There's certainly plenty to interest us here, and though the focus is primarily on those space objects, Starkey gives us a fair amount on how the Earth and the Moon formed - in fact, the whole solar system - not limiting the content to asteroids and comets. In doing so, she introduced the most tautly stretched analogy I've come across in a long while. The solar system is compared to a city 'with the different parts of it as neighbourhoods.' It's difficult to see how this analogy helps understand anything, especially when we read, for example that before the planets formed the solar system was a swirling cloud of gas and dust: 'If we want to draw on the Solar-System-as-a-city metaphor here, we can think of this as the peaceful and luscious green countryside existing before our metropolis was built.' Well, not only does a swirling cloud of gas and dust have a limited resemblance to anything green and lush, the metropolis isn't made out of grass. The approach doesn't help, but luckily it peters out after a while.

Where Starkey is at her best is when she is talking about space technology. For example, her description of the use of dust collectors at high altitude to collect space dust, of the various missions to asteroids and comets (who could forget plucky Philae?) and in considering the possibilities and pitfalls of space mining. In these sections, the writing really comes alive.

Unfortunately, more than half the book focuses on the geological aspects of asteroids and comets and the Earth and so forth. And, sadly, here the curse of geological popular science is fulfilled. It is tough going, not helped by an overload of the academic tendency to want to be very precise and give lots of details that don't help get the story across. These sections simply lack any narrative drive - there's little to latch onto if you don't have an abiding interest in geology.

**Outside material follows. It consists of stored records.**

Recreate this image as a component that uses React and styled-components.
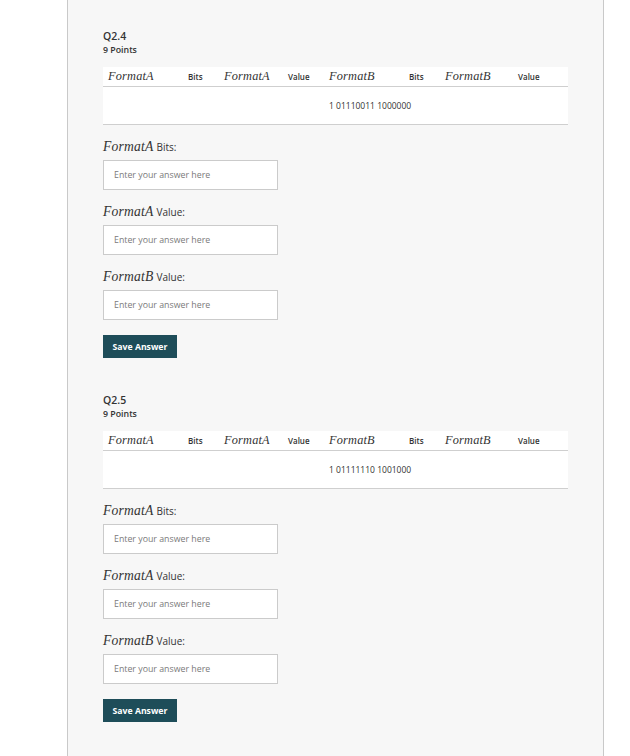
import React from "react";
import styled, { createGlobalStyle } from "styled-components";

const Global = createGlobalStyle`
  html, body { margin: 0; padding: 0; background: #ffffff; }
  body { font-family: "Open Sans", "Liberation Sans", sans-serif; color: #333; }
  * { box-sizing: border-box; }
`;

const Page = styled.div`
  width: 630px;
  min-height: 756px;
  display: flex;
`;

const Panel = styled.main`
  margin-left: 67px;
  width: 537px;
  min-height: 756px;
  background: #f7f7f7;
  border-left: 1px solid #c9c9c9;
  border-right: 1px solid #c9c9c9;
  padding: 29px 35px 0 35px;
  display: flex;
  flex-direction: column;
  gap: 35px;
`;

const Question = styled.section`
  display: flex;
  flex-direction: column;
`;

const Title = styled.div`
  font-size: 10.5px;
  font-weight: 600;
  line-height: 14px;
  color: #333;
`;

const Points = styled.div`
  font-size: 8.8px;
  font-weight: 600;
  line-height: 12px;
  color: #333;
  margin-top: 0.5px;
`;

const Table = styled.div`
  margin-top: 11.5px;
  width: 465px;
  background: #fff;
`;

const Row = styled.div`
  display: grid;
  grid-template-columns: 80px 36px 64px 41px 80px 36px 73px 55px;
  align-items: center;
  height: ${(p) => p.$h}px;
  border-bottom: 1px solid #cfcfcf;
  box-sizing: content-box;
`;

const Cell = styled.div`
  padding-left: 5px;
  white-space: nowrap;
  font-size: ${(p) => (p.$head ? "8px" : "8.5px")};
  font-weight: ${(p) => (p.$head ? 600 : 400)};
  color: #333;
`;

const Math = styled.span`
  font-family: "Liberation Serif", "DejaVu Serif", serif;
  font-style: italic;
  font-size: ${(p) => p.$size}px;
  font-weight: 400;
  letter-spacing: 0.2px;
  color: #333;
`;

const Field = styled.div`
  display: flex;
  flex-direction: column;
  margin-top: 14px;
`;

const Label = styled.label`
  display: flex;
  align-items: baseline;
  gap: 3px;
  height: 16px;
  line-height: 16px;
  font-size: 10px;
  color: #333;
`;

const Input = styled.input`
  margin-top: 5px;
  width: 175px;
  height: 30px;
  border: 1px solid #cbcbcb;
  background: #fff;
  padding: 0 10px;
  font-family: "Open Sans", "Liberation Sans", sans-serif;
  font-size: 8.8px;
  color: #333;
  outline: none;
  &::placeholder { color: #7a7a7a; }
`;

const Button = styled.button`
  margin-top: 15px;
  align-self: flex-start;
  width: 74px;
  height: 23px;
  border: none;
  background: #1e4d59;
  color: #fff;
  font-family: "Open Sans", "Liberation Sans", sans-serif;
  font-size: 8.7px;
  font-weight: 700;
  padding: 0;
  cursor: pointer;
`;

const questions = [
  { id: "Q2.4", value: "1 01110011 1000000" },
  { id: "Q2.5", value: "1 01111110 1001000" },
];

const header = [
  ["m", "FormatA"],
  ["t", "Bits"],
  ["m", "FormatA"],
  ["t", "Value"],
  ["m", "FormatB"],
  ["t", "Bits"],
  ["m", "FormatB"],
  ["t", "Value"],
];

const fields = [
  ["FormatA", "Bits:"],
  ["FormatA", "Value:"],
  ["FormatB", "Value:"],
];

function QuestionBlock({ q }) {
  return (
    <Question>
      <Title>{q.id}</Title>
      <Points>9 Points</Points>
      <Table>
        <Row $h={19}>
          {header.map(([k, t], i) => (
            <Cell $head key={i}>
              {k === "m" ? <Math $size={12.3}>{t}</Math> : t}
            </Cell>
          ))}
        </Row>
        <Row $h={37}>
          <Cell />
          <Cell />
          <Cell />
          <Cell />
          <Cell>{q.value}</Cell>
          <Cell />
          <Cell />
          <Cell />
        </Row>
      </Table>
      {fields.map(([m, t], i) => (
        <Field key={i}>
          <Label>
            <Math $size={13.6}>{m}</Math>
            <span>{t}</span>
          </Label>
          <Input placeholder="Enter your answer here" />
        </Field>
      ))}
      <Button>Save Answer</Button>
    </Question>
  );
}

export default function App() {
  return (
    <Page>
      <Global />
      <Panel>
        {questions.map((q) => (
          <QuestionBlock key={q.id} q={q} />
        ))}
      </Panel>
    </Page>
  );
}
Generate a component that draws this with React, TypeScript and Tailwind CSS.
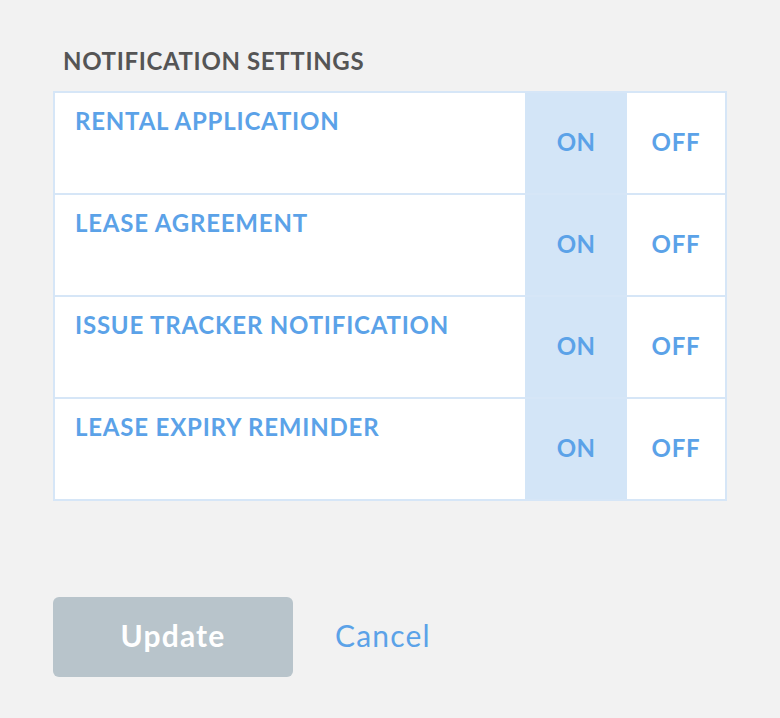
import { useState } from 'react';

const rows = ['RENTAL APPLICATION', 'LEASE AGREEMENT', 'ISSUE TRACKER NOTIFICATION', 'LEASE EXPIRY REMINDER'];

function SettingRow({ label, last }: { label: string; last: boolean }) {
    const [on, setOn] = useState(true);
    return (
        <div className={`flex ${last ? 'h-[100px]' : 'h-[102px] border-b-2 border-[#d6e6f7]'}`}>
            <div className="flex-1 pl-[20px] pt-[16px] text-[24px] tracking-[0.8px] font-bold text-[#5ba2e8] leading-none">{label}</div>
            <button
                onClick={() => setOn(true)}
                className={`w-[102px] pb-[2px] flex items-center justify-center text-[24px] tracking-[0.4px] font-bold text-[#5ba2e8] ${on ? 'bg-[#d3e5f7]' : 'bg-white'}`}
            >
                ON
            </button>
            <button
                onClick={() => setOn(false)}
                className={`w-[98px] pb-[2px] flex items-center justify-center text-[24px] tracking-[0.8px] font-bold text-[#5ba2e8] ${on ? 'bg-white' : 'bg-[#d3e5f7]'}`}
            >
                OFF
            </button>
        </div>
    );
}

function App() {
    return (
        <div className="min-h-[718px] w-[780px] bg-[#f2f2f2] pt-[49px] pl-[53px]" style={{ fontFamily: 'Lato, "Open Sans", sans-serif' }}>
            <h2 className="pl-[10px] text-[24px] tracking-[0.65px] font-bold text-[#555555] leading-none h-[42px]">NOTIFICATION SETTINGS</h2>
            <div className="w-[674px] border-2 border-[#d6e6f7] bg-white">
                {rows.map((r, i) => (
                    <SettingRow key={r} label={r} last={i === rows.length - 1} />
                ))}
            </div>
            <div className="flex items-center mt-[96px]">
                <button className="w-[240px] h-[80px] pb-[3px] rounded-[6px] bg-[#b8c4cb] text-white text-[30px] tracking-[1.2px] font-bold">Update</button>
                <button className="ml-[42px] pb-[3px] text-[30px] tracking-[1.2px] text-[#5ba2e8]">Cancel</button>
            </div>
        </div>
    );
}

export default App;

This lack of storytelling is compounded by the way information is put across. Take a section where Starkey spends a couple of pages talking about the way labs work. Useful for us to know, but described in far too general terms. So we get: 'There are many, many possibilities for the further analysis of IDPs [interplanetary dust particles - she uses acronyms a lot], depending on what exactly needs to be investigated to answer the scientists' queries.... The work a scientist can achieve is usually very much dependent on the budget constraints of the laboratory they work in, as this controls what scientific equipment is available to them... When a scientist establishes that further laboratory investigations are required on a sample, for instance to test a new hypothesis, but they don't have the right equipment available in their laboratory to carry them out, they will often aim to collaborate with other scientists...' It feels more like an undergraduate essay than a book.

If comets and asteroids are of interest to you, I don't want to put you off. You will certainly gain a considerable amount of knowledge from Catching Stardust. But the NASA representative who describes this as an 'action-packed narrative' on the back needs to get out more.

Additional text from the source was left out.